In Ostdeutschland wird Kritik sehr rasch zur Systemkritik, im Westen nicht.

Vielleicht fällt auch in Sachsen das Tabu der Zusammenarbeit der CDU mit der AfD. Das ist zwar unwahrscheinlich, aber nicht ausgeschlossen. Und schliesslich: Wenn die SPD erneut stark verliert und so reagiert wie nach der Europawahl im Mai, dann ist da auch die grosse Koalition in Berlin gefährdet.

Wie erklären Sie sich diesen Erfolg der AfD in Sachsen?

Das hat einerseits mit der AfD zu tun, aber andererseits auch nicht. Die CDU stellt ja seit 1990 den Ministerpräsidenten in Sachsen und es herrscht nun mal einfach eine ganz starke Wechselstimmung in dem Bundesland.

Zweitens hat die CDU lange einen knallharten Sparkurs verfolgt, der die Kommunen quasi handlungsunfähig gemacht hat. Auch das hat für einen riesigen Unmut in Sachsen geführt. Und drittens bedient die AfD das kollektive Gefühl von 1989, von vor der Wende, sehr gut: «Die da oben machen was sie wollen.» In Ostdeutschland wird Kritik eben sehr rasch zur Systemkritik, im Westen nicht.

Die CDU versucht unter anderem mit dem früheren Chef des Verfassungsschutzes, Hans-Georg Maaßen, Wähler zurückzugewinnen...

Maaßen ist ein sehr konservatives CDU-Mitglied. Wenn er an einer CDU-Wahlveranstaltung auftritt, dann zieht er vor allem AfD-Wähler an. Nun hat die CDU-Chefin Annegret Kramp-Karrenbauer in einem Interview suggeriert, sie wolle ein Parteiausschlussverfahren gegen Maaßen anstrengen. Das hat bei der CDU im Osten zu Ärger geführt, weil sie fürchten, das würde noch mehr Wähler in die Arme der AfD treiben – eine von vielen Pannen der CDU.

Maassen am Rednerpult
Legende: Maaßen tritt oft in Sachsen auf. Er ist zwar bei der CDU, zieht aber AfD-Wähler an. Keystone

Der SPD drohen in Brandenburg Verluste. Zu den Gewinnern gehören Umfragen zufolge die Grünen. Was machen sie besser als die SPD?

Die Grünen sind vielleicht im Moment die einzige Partei, die ein abgeschlossenes Weltbild haben – nicht nur in Sachen Klima und Umweltschutz, sondern überhaupt. Sie bedienen ein Lebensgefühl in Deutschland. Und zweitens sagen sie – und das ist jetzt wichtig für die Wahlen im Osten – man wolle raus aus der Kohle. Sie suggerieren den Bergleuten aber gleichzeitig, dass sie Alternativen haben und machen ihnen auch Hoffnungen.

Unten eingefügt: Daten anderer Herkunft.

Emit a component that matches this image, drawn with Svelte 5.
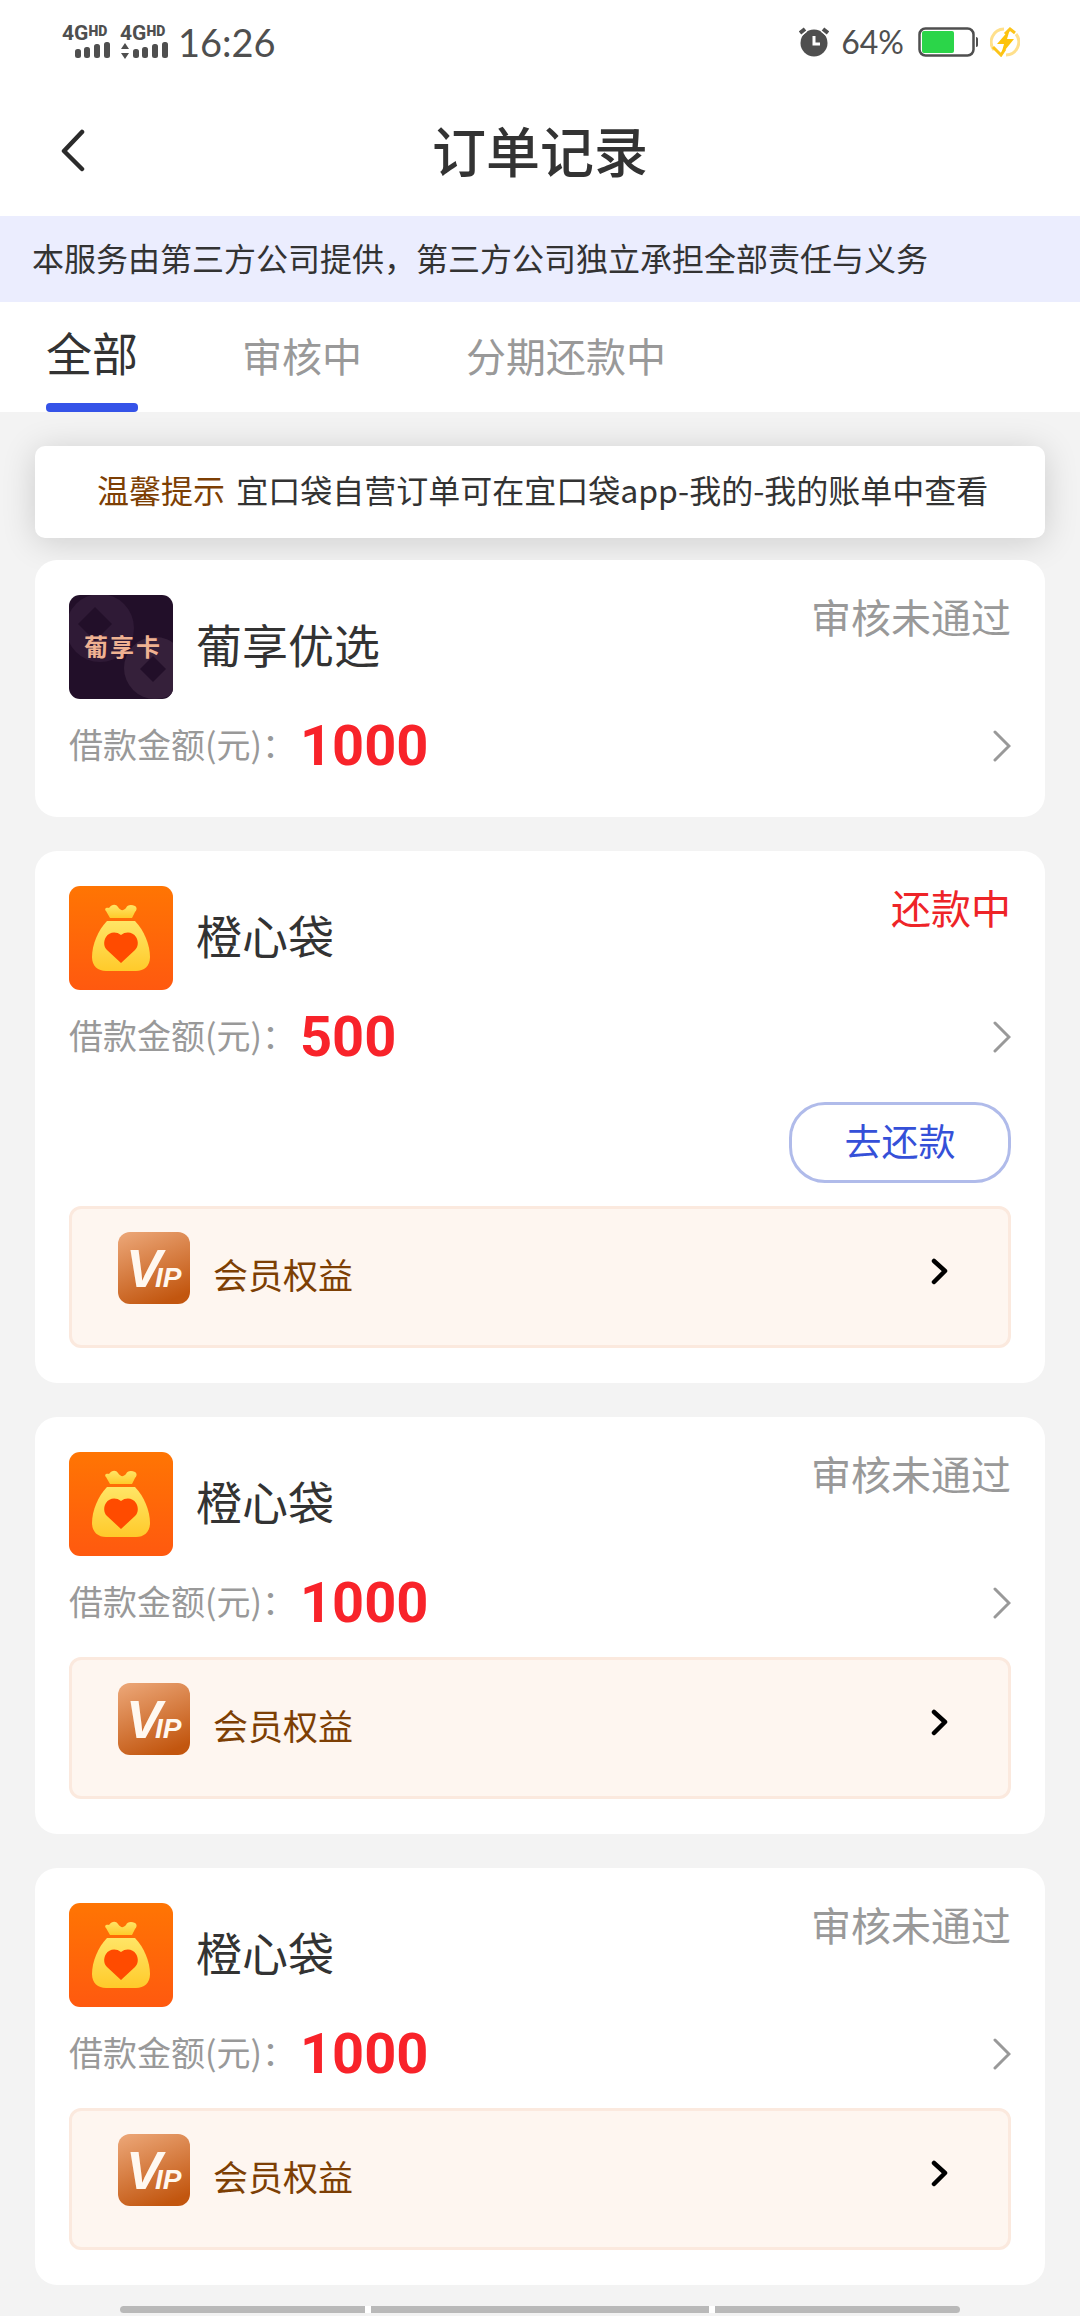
<script>
	const tabs = ['全部', '审核中', '分期还款中'];
	let activeTab = $state('全部');

	const orders = [
		{ id: 1, name: '葡享优选', logo: 'card', amount: 1000, status: '审核未通过' },
		{ id: 2, name: '橙心袋', logo: 'bag', amount: 500, status: '还款中', repay: true, vip: true },
		{ id: 3, name: '橙心袋', logo: 'bag', amount: 1000, status: '审核未通过', vip: true },
		{ id: 4, name: '橙心袋', logo: 'bag', amount: 1000, status: '审核未通过', vip: true }
	];

	let visibleOrders = $derived(
		activeTab === '审核中' ? [] : activeTab === '分期还款中' ? orders.filter((o) => o.repay) : orders
	);
</script>

{#snippet signal(data)}
	<div class="sim">
		<div class="sim-label"><b>4G</b><small>HD</small></div>
		<svg width="48" height="18" viewBox="0 0 48 18" fill="currentColor" aria-hidden="true">
			{#if data}
				<path d="M5 2l4 6H1zM5 18l4-6H1z" />
			{/if}
			<rect x="13" y="8" width="6" height="9" rx="2.5" />
			<rect x="22" y="6" width="6" height="11" rx="2.5" />
			<rect x="32" y="3" width="6" height="14" rx="2.5" />
			<rect x="42" y="1" width="6" height="16" rx="2.5" />
		</svg>
	</div>
{/snippet}

{#snippet cardLogo()}
	<svg class="logo" viewBox="0 0 104 104" aria-hidden="true">
		<rect width="104" height="104" fill="#220f29" />
		<circle cx="31" cy="33" r="34" fill="#2f1a36" />
		<path d="M26 12l17 17-17 17L9 29z" fill="#220f29" />
		<circle cx="86" cy="73" r="31" fill="#35203a" />
		<path d="M84 61l13 13-13 13-13-13z" fill="#220f29" />
		<text x="15 41 67" y="61" class="logo-text">葡享卡</text>
	</svg>
{/snippet}

{#snippet bagLogo(id)}
	<svg class="logo" viewBox="0 0 104 104" aria-hidden="true">
		<defs>
			<linearGradient id="bg{id}" x1="0" y1="0" x2="0" y2="1">
				<stop offset="0" stop-color="#ff7503" />
				<stop offset="1" stop-color="#ff590f" />
			</linearGradient>
			<linearGradient id="bag{id}" x1="0" y1="0" x2="0" y2="1">
				<stop offset="0" stop-color="#ffe566" />
				<stop offset="1" stop-color="#ffca2a" />
			</linearGradient>
		</defs>
		<rect width="104" height="104" fill="url(#bg{id})" />
		<path
			d="M41 32l-4-7c-2-2 0-4 3-3 3-4 7-4 9-1 3 4 5 4 8 1 1-3 5-4 9-2 3 2 1 5 0 6l-3 6z"
			fill="url(#bag{id})"
		/>
		<path
			d="M38 35h28c9 9 15 24 15 36 0 9-6 14-14 14H37c-8 0-14-5-14-14 0-12 6-27 15-36z"
			fill="url(#bag{id})"
		/>
		<path
			d="M52 49c5-4 12-3 15 2 3 5 2 10-1 13L52 77 38 64c-3-3-4-8-1-13 3-5 10-6 15-2z"
			fill="#ff4b00"
		/>
	</svg>
{/snippet}

<div class="page">
	<div class="status-bar">
		{@render signal(false)}
		{@render signal(true)}
		<time>16:26</time>
		<div class="status-right">
			<svg width="30" height="30" viewBox="0 0 30 30" aria-hidden="true">
				<circle cx="15" cy="16" r="13.5" fill="#4f4f4f" />
				<path d="M1 6l5-4M29 6l-5-4" stroke="#fff" stroke-width="7" />
				<path d="M1 6l5-4M29 6l-5-4" stroke="#4f4f4f" stroke-width="4" />
				<path d="M15 9v8h6" fill="none" stroke="#fff" stroke-width="3" />
			</svg>
			<span class="percent">64%</span>
			<svg width="60" height="30" viewBox="0 0 60 30" aria-hidden="true">
				<rect x="1.5" y="1.5" width="54" height="27" rx="6" fill="none" stroke="#4f4f4f" stroke-width="2.5" />
				<rect x="4" y="4" width="32" height="22" rx="2" fill="#2bd549" />
				<path d="M58 10c1.500 0 2 1 2 2v6c0 1-.5 2-2 2z" fill="#4f4f4f" />
			</svg>
			<svg width="30" height="30" viewBox="0 0 30 30" aria-hidden="true">
				<path d="M4 23A13 13 0 0 1 14 2" fill="none" stroke="#ffe08c" stroke-width="3" />
				<path d="M26 7A13 13 0 0 1 16 28" fill="none" stroke="#ffe08c" stroke-width="3" />
				<path d="M3 20l8 8 4-6M15 7l5-5 5 4" fill="none" stroke="#fcc419" stroke-width="3" />
				<path d="M20 2L7 17h7l-3 11 13-16h-7z" fill="#fdc30a" />
			</svg>
		</div>
	</div>

	<header>
		<button class="back" aria-label="返回">
			<svg width="24" height="44" viewBox="0 0 24 44" fill="none" aria-hidden="true">
				<path d="M21 4L3 23l18 18" stroke="#2b2b2b" stroke-width="4.5" stroke-linecap="round" stroke-linejoin="round" />
			</svg>
		</button>
		<h1>订单记录</h1>
	</header>

	<p class="notice">本服务由第三方公司提供，第三方公司独立承担全部责任与义务</p>

	<nav class="tabs">
		{#each tabs as tab}
			<button class="tab" class:active={tab === activeTab} onclick={() => (activeTab = tab)}>{tab}</button>
		{/each}
	</nav>

	<main>
		<p class="tip"><span>温馨提示</span> 宜口袋自营订单可在宜口袋app-我的-我的账单中查看</p>

		<div class="orders">
			{#each visibleOrders as order (order.id)}
				<article class="order">
					<div class="order-head">
						{#if order.logo === 'card'}
							{@render cardLogo()}
						{:else}
							{@render bagLogo(order.id)}
						{/if}
						<h2>{order.name}</h2>
						<span class="status" class:repaying={order.repay}>{order.status}</span>
					</div>

					<div class="amount-row">
						<span class="label">借款金额(元)：</span>
						<strong>{order.amount}</strong>
						<svg width="20" height="32" viewBox="0 0 20 32" fill="none" aria-hidden="true">
							<path d="M4 2l14 14L4 30" stroke="#999" stroke-width="3" stroke-linecap="round" />
						</svg>
					</div>

					{#if order.repay}
						<button class="repay">去还款</button>
					{/if}

					{#if order.vip}
						<button class="vip">
							<svg class="vip-icon" viewBox="0 0 72 72" aria-hidden="true">
								<defs>
									<linearGradient id="vip{order.id}" x1="0.2" y1="0" x2="0.6" y2="1">
										<stop offset="0" stop-color="#eaa373" />
										<stop offset="1" stop-color="#c2560f" />
									</linearGradient>
								</defs>
								<rect width="72" height="72" rx="12" fill="url(#vip{order.id})" />
								<text x="8" y="55" class="vip-mark">V<tspan x="37" class="vip-small">IP</tspan></text>
							</svg>
							<span>会员权益</span>
							<svg class="vip-arrow" width="18" height="30" viewBox="0 0 18 30" fill="none" aria-hidden="true">
								<path d="M4 5l11 10L4 26" stroke="#000" stroke-width="4.5" stroke-linecap="round" stroke-linejoin="round" />
							</svg>
						</button>
					{/if}
				</article>
			{/each}
		</div>
	</main>

	<div class="system-nav">
		<i></i>
		<i class="home"></i>
		<i></i>
	</div>
</div>

<style>
	:global(body) {
		background: #f3f3f3;
	}

	.page {
		font-family: 'Noto Sans CJK SC', 'Noto Sans', sans-serif;
		color: #333;
	}

	h1,
	h2,
	p {
		margin: 0;
		font-weight: 400;
	}

	button {
		padding: 0;
		border: none;
		background: none;
		font-family: inherit;
		color: inherit;
		cursor: pointer;
	}

	svg {
		display: block;
		flex-shrink: 0;
	}

	.status-bar {
		display: flex;
		align-items: center;
		gap: 10px;
		height: 84px;
		padding: 0 60px 0 62px;
		background: #fff;
		color: #4f4f4f;
	}

	.sim {
		width: 48px;
	}

	.sim-label {
		display: flex;
		align-items: flex-start;
		height: 16px;
		font-family: Roboto, sans-serif;
	}

	.sim-label b {
		font-size: 21px;
		line-height: 16px;
	}

	.sim-label small {
		font-size: 14px;
		font-weight: 900;
		line-height: 12px;
	}

	time {
		font-family: Lato, sans-serif;
		font-size: 38px;
		line-height: 40px;
	}

	.status-right {
		display: flex;
		align-items: center;
		gap: 12px;
		margin-left: auto;
	}

	.percent {
		margin-right: 2px;
		font-family: Lato, sans-serif;
		font-size: 32px;
		line-height: 32px;
	}

	header {
		display: grid;
		grid-template-columns: 1fr auto 1fr;
		align-items: center;
		height: 132px;
		padding: 0 61px;
		background: #fff;
	}

	.back {
		justify-self: start;
	}

	h1 {
		font-size: 54px;
		font-weight: 500;
		line-height: 60px;
	}

	.notice {
		padding: 18px 32px 22px;
		background: #ebedfe;
		font-size: 32px;
		line-height: 46px;
	}

	.tabs {
		display: flex;
		gap: 104px;
		height: 110px;
		padding: 0 46px;
		background: #fff;
	}

	.tab {
		position: relative;
		padding-bottom: 4px;
		font-size: 40px;
		color: #999;
	}

	.tab.active {
		padding-bottom: 12px;
		font-size: 46px;
		color: #333;
	}

	.tab.active::after {
		content: '';
		position: absolute;
		left: 0;
		right: 0;
		bottom: 0;
		height: 9px;
		border-radius: 4px;
		background: #3553e8;
	}

	main {
		padding: 34px 35px 21px;
	}

	.tip {
		padding: 20px 48px 26px 62px;
		border-radius: 10px;
		background: #fff;
		box-shadow: 0 4px 34px rgba(0, 0, 0, 0.16);
		font-size: 32px;
		line-height: 46px;
	}

	.tip span {
		margin-right: 4px;
		color: #7d3f04;
	}

	.orders {
		position: relative;
		display: flex;
		flex-direction: column;
		gap: 34px;
		margin-top: 22px;
	}

	.order {
		display: flex;
		flex-direction: column;
		padding: 35px 34px;
		border-radius: 22px;
		background: #fff;
	}

	.order-head {
		display: flex;
		align-items: center;
	}

	.logo {
		width: 104px;
		height: 104px;
		border-radius: 11px;
	}

	.logo-text {
		font-size: 24px;
		font-weight: 700;
		fill: #efb292;
	}

	h2 {
		margin-left: 23px;
		padding-bottom: 8px;
		font-size: 46px;
		line-height: 60px;
	}

	.status {
		align-self: flex-start;
		margin-left: auto;
		font-size: 40px;
		line-height: 42px;
		color: #999;
	}

	.status.repaying {
		color: #ee2428;
	}

	.amount-row {
		display: flex;
		align-items: center;
		height: 69px;
		margin: 12px 0 2px;
	}

	.label {
		padding-bottom: 4px;
		font-size: 34px;
		color: #999;
	}

	.amount-row strong {
		margin-left: 4px;
		font-family: Roboto, sans-serif;
		font-size: 56px;
		font-weight: 700;
		line-height: 66px;
		color: #f8232a;
	}

	.amount-row svg {
		margin-left: auto;
	}

	.repay {
		align-self: flex-end;
		width: 222px;
		height: 81px;
		margin: 29px 0 5px;
		padding-bottom: 6px;
		border: 3px solid #b0bbea;
		border-radius: 36px;
		font-size: 37px;
		color: #3550d8;
	}

	.vip {
		display: flex;
		align-items: flex-start;
		height: 142px;
		margin-top: 18px;
		padding: 23px 60px 0 46px;
		border: 3px solid #fbe9de;
		border-radius: 12px;
		background: #fef6f0;
	}

	.vip-icon {
		width: 72px;
		height: 72px;
	}

	.vip-mark {
		font-family: 'Liberation Sans', sans-serif;
		font-size: 54px;
		font-weight: 700;
		font-style: italic;
		fill: #fff8f0;
	}

	.vip-small {
		font-size: 28px;
	}

	.vip span {
		margin-left: 23px;
		font-size: 35px;
		line-height: 84px;
		color: #7d3f04;
	}

	.vip-arrow {
		margin: 24px 0 0 auto;
	}

	.system-nav {
		display: flex;
		gap: 6px;
		height: 7px;
		margin: 0 120px 3px;
		border-radius: 4px;
		background: #fff;
		overflow: hidden;
	}

	.system-nav i {
		flex: 245;
		background: #b9b9b9;
	}

	.system-nav .home {
		flex: 338;
	}
</style>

Diese Kombination wirkt. In den Städten, auch im Osten, sind die Grünen ohnehin relativ stark und konkurrieren mit SPD und Linken.

Die Regierungsbildung dürfte kompliziert werden. Was heisst das?

In Sachsen könnte es eine Allparteienregierung gegen die AfD geben. Dann wird die AfD sagen: Das hatten wir schon einmal in der DDR. Damals gab es ja auch verschiedene, aber staatstreue Parteien. Und wenn diese Regierung zustande käme, wäre sie sehr instabil. Denn Grüne und CDU sind sich in Sachsen überhaupt nicht grün. Die CDU-Wähler wollen eine konservative und nicht eine grüne CDU. Es könnte also schwierig werden.

Das Gespräch führte Simone Hulliger.